Он собрал всех, кто хоть что-то мог «изобразить»… Кто-то бил чечетку, кто-то читал стихи… Один молодой журналист из Харькова написал в стихах композицию «Днепр бушует» об освобождении от немцев города Киева. Ему кто-то шепнул, что к празднику освободят Киев. И папа ее поставил. И вот их везут на концерт, а Киев не освобожден. Журналист заволновался: «Нас же расстреляют!» Тогда они стали на ходу все переделывать. Началась торжественная часть, а они все еще судорожно переделывают… Недруг в конце торжественной части вышел человек и объявил: «Только что получено сообщение, что доблестные войска Красной Армии освободили город Киев! Начинаем художественную часть!»
Отец быстро вернул композицию «Днепр бушует» в «освобожденное» русло. Это был самый большой его успех! Ему после этого дали театр. Магаданский. Он ставил спектакли. Массу спектаклей.
Когда папа стал работать режиссером в театре, ему предложили поставить «Травиату».

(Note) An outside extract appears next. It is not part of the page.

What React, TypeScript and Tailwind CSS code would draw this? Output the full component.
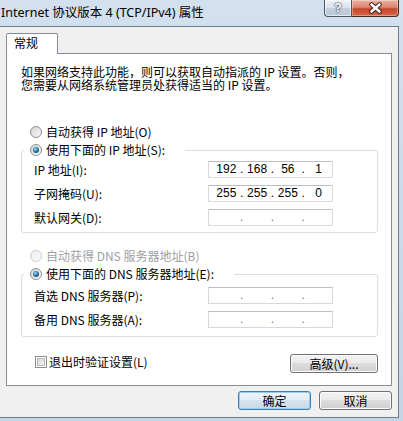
import React from 'react';

const cjk = "font-['Noto_Sans_CJK_SC','Noto_Sans',sans-serif]";

function Radio({ gid, checked = false, disabled = false }: { gid: string; checked?: boolean; disabled?: boolean }) {
  return (
    <svg width="12" height="12" viewBox="0 0 12 12" className="shrink-0">
      <defs>
        <linearGradient id={`rb-${gid}`} x1="0" y1="0" x2="1" y2="1">
          <stop offset="0" stopColor={disabled ? '#ededed' : '#d3d3d3'} />
          <stop offset="1" stopColor="#fbfbfb" />
        </linearGradient>
        <radialGradient id={`rd-${gid}`} cx="0.4" cy="0.35" r="0.7">
          <stop offset="0" stopColor="#a6e3fb" />
          <stop offset="0.45" stopColor="#3a90c1" />
          <stop offset="1" stopColor="#0f3d66" />
        </radialGradient>
      </defs>
      <circle cx="6" cy="6" r="5.5" fill={`url(#rb-${gid})`} stroke={disabled ? '#cacaca' : '#8f8f8f'} />
      {checked && <circle cx="6" cy="6" r="3" fill={`url(#rd-${gid})`} />}
    </svg>
  );
}

function IpBox({ parts }: { parts?: string[] }) {
  const p = parts ?? ['', '', '', ''];
  return (
    <div className="w-[125px] h-[17px] shrink-0 border border-[#d5d9df] border-t-[#b9bdc4] bg-white flex items-center pl-[4px] font-['Liberation_Sans',sans-serif] text-[12px] leading-[15px] text-black">
      {p.map((v, i) => (
        <React.Fragment key={i}>
          {i > 0 && <span className={`w-[4px] text-center ${parts ? '' : 'text-[#7a7a7a]'}`}>.</span>}
          <span className="flex-1 text-center">{v}</span>
        </React.Fragment>
      ))}
    </div>
  );
}

function Row({ label, parts }: { label: string; parts?: string[] }) {
  return (
    <div className="flex items-center h-[17px] pl-[12px]">
      <span className="w-[174px] leading-[16px]">{label}</span>
      <IpBox parts={parts} />
    </div>
  );
}

const grayBtn =
  'flex items-center justify-center rounded-[3px] border border-[#707070] bg-[linear-gradient(to_bottom,#f2f2f2_0%,#ebebeb_45%,#dddddd_50%,#cfcfcf_100%)] shadow-[inset_0_0_0_1px_#fbfbfb] leading-[16px]';

export default function App() {
  return (
    <div className={`w-[403px] h-[421px] flex flex-col overflow-hidden bg-[linear-gradient(to_bottom,#d3e0ee,#c4d5e8)] text-[12px] text-black ${cjk}`}>
      {/* caption */}
      <div className="h-[26px] shrink-0 flex items-start justify-between">
        <div className="pl-[1px] pt-[5px] leading-[16px] text-[12.5px] font-['Noto_Sans','Noto_Sans_CJK_SC',sans-serif]">
          Internet 协议版本 4 (TCP/IPv4) 属性
        </div>
        <div className="flex mr-[4px] h-[17px]">
          <div className="w-[28px] h-full rounded-bl-[4px] border border-t-0 border-[#4a5666] bg-[linear-gradient(to_bottom,#eef2f7_0%,#d8e1eb_50%,#c3cfdc_51%,#b9c7d6_100%)] shadow-[inset_0_0_0_1px_rgba(255,255,255,0.6)] flex items-center justify-center">
            <span className="text-white font-bold text-[13px] leading-[14px] font-['Liberation_Sans',sans-serif] [text-shadow:0_0_2px_#1e2a38,0_0_1px_#1e2a38]">?</span>
          </div>
          <div className="w-[47px] h-full rounded-br-[4px] border border-t-0 border-l-0 border-[#4a2a24] bg-[linear-gradient(to_bottom,#eab2a2_0%,#dc8670_45%,#c7482a_55%,#d4654a_100%)] shadow-[inset_0_0_0_1px_rgba(255,255,255,0.35)] flex items-center justify-center">
            <svg width="15" height="12" viewBox="0 0 15 12">
              <path d="M3.5 2.5 L11.5 9.5 M11.5 2.5 L3.5 9.5" stroke="#3a1a14" strokeWidth="4.4" strokeLinecap="round" />
              <path d="M3.5 2.5 L11.5 9.5 M11.5 2.5 L3.5 9.5" stroke="#ffffff" strokeWidth="2.6" strokeLinecap="round" />
            </svg>
          </div>
        </div>
      </div>

      {/* dialog body */}
      <div className="flex-1 flex flex-col mr-[4px] mb-[3px] border-t border-r border-b border-[#6f7d8c] bg-[#f0f0f0] px-[6px] pt-[6px]">
        <div className="flex">
          <div className="relative z-10 w-[52px] h-[21px] -mb-px border border-b-0 border-[#898c95] rounded-t-[2px] bg-white pl-[7px] pt-[1px] leading-[16px]">
            常规
          </div>
        </div>

        <div className="h-[333px] border border-[#898c95] bg-white flex flex-col">
          <div className="pl-[14px] pt-[11px] leading-[13px]">
            <div>如果网络支持此功能，则可以获取自动指派的 IP 设置。否则，</div>
            <div>您需要从网络系统管理员处获得适当的 IP 设置。</div>
          </div>

          <div className="mt-[33px] ml-[23px] h-[16px] flex items-center gap-[4px] leading-[16px]">
            <Radio gid="a" />
            <span>自动获得 IP 地址(O)</span>
          </div>

          <fieldset className="mt-[2px] ml-[14px] mr-[13px] border border-[#d5dfe5] rounded-[3px] pt-[3px] pb-[6px] flex flex-col gap-[7px]">
            <legend className="ml-[2px] pl-[6px] pr-[20px] h-[16px]">
              <div className="flex items-center gap-[4px] h-[16px] leading-[16px]">
                <Radio gid="b" checked />
                <span>使用下面的 IP 地址(S):</span>
              </div>
            </legend>
            <Row label="IP 地址(I):" parts={['192', '168', '56', '1']} />
            <Row label="子网掩码(U):" parts={['255', '255', '255', '0']} />
            <Row label="默认网关(D):" />
          </fieldset>

          <div className="mt-[15px] ml-[23px] h-[16px] flex items-center gap-[4px] leading-[16px] text-[#a0a0a0]">
            <Radio gid="c" disabled />
            <span>自动获得 DNS 服务器地址(B)</span>
          </div>

          <fieldset className="mt-[2px] ml-[14px] mr-[13px] border border-[#d5dfe5] rounded-[3px] pt-[5px] pb-[8px] flex flex-col gap-[7px]">
            <legend className="ml-[2px] pl-[6px] pr-[20px] h-[16px]">
              <div className="flex items-center gap-[4px] h-[16px] leading-[16px]">
                <Radio gid="d" checked />
                <span>使用下面的 DNS 服务器地址(E):</span>
              </div>
            </legend>
            <Row label="首选 DNS 服务器(P):" />
            <Row label="备用 DNS 服务器(A):" />
          </fieldset>

          <div className="mt-[17px] mr-[13px] flex items-start justify-between">
            <div className="ml-[28px] h-[16px] flex items-center gap-[2px] leading-[16px]">
              <div className="w-[12px] h-[12px] border border-[#8e8f8f] bg-white p-[1px]">
                <div className="w-full h-full border border-[#b4b8bd] bg-[linear-gradient(135deg,#d9d9d9,#f4f4f4)]" />
              </div>
              <span>退出时验证设置(L)</span>
            </div>
            <div className={`w-[88px] h-[19px] ${grayBtn}`}>高级(V)...</div>
          </div>
        </div>

        <div className="mt-[5px] flex justify-end gap-[8px]">
          <div className="w-[73px] h-[19px] flex items-center justify-center rounded-[3px] border border-[#3c7fb1] bg-[linear-gradient(to_bottom,#eef4f9_0%,#e4edf4_45%,#d6e3ed_50%,#c9d9e6_100%)] shadow-[inset_0_0_0_1px_#98cdee] leading-[16px]">
            确定
          </div>
          <div className={`w-[73px] h-[19px] ${grayBtn}`}>取消</div>
        </div>
      </div>
    </div>
  );
}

— Как же можно поставить «Травиату» без хора?! — пытался объяснить отец лагерному начальству.
— Не волнуйся, скоро в наш лагерь доставят эстонский хор в полном составе, — «успокоили» они его.
Ему нагнали разных артистов и артисток — из лагерных и вольных.
Как-то он шел по фойе, а мама стояла у колонны и пела: «Я гибну как роза…» Он шел-шел, остановился, сел на банкетку, потом вернулся и сказал: «Вы знаете, я ведь давно не слышал шелеста листьев, пения птиц. Ваш голос вернул меня к жизни. Я верю, что искусство и любовь вывезут человека в любой ситуации». Мама и папа познакомились…
Он стал репетировать «Травиату» с артистами и заключенными. Заключенных водили утром под конвоем на репетицию, потом — под конвоем в лагерь. Потом — на спектакль. И отец влюбился безумно в маму. У них было много конфликтов, потому что она всегда была дебелая, пышная. А он был прогрессивный режиссер, ученик Мейерхольда: если гибнешь от чахотки — обязана светиться… А еще он оркестр поставил за ее спиной. Мама сказала, что «в этой сумасшедшей опере, где я не вижу дирижера, не буду петь». А он сказал, что «если вы так будете выглядеть, чахоточная Травиата, то я вообще повешусь». У них был огромный успех. И папа заявил маме: «Знаешь, Дуся, я написал начальнице лагеря письмо, как Вольтер Екатерине Второй. О нашей любви». Мама ахнула: «Идиот!!! Теперь нас вообще уничтожат!» И была права. Их поставили перед всем лагерем, заключенных посадили на корточки. И объявили о моральном разложении певицы Зискинд и режиссера Варпаховского.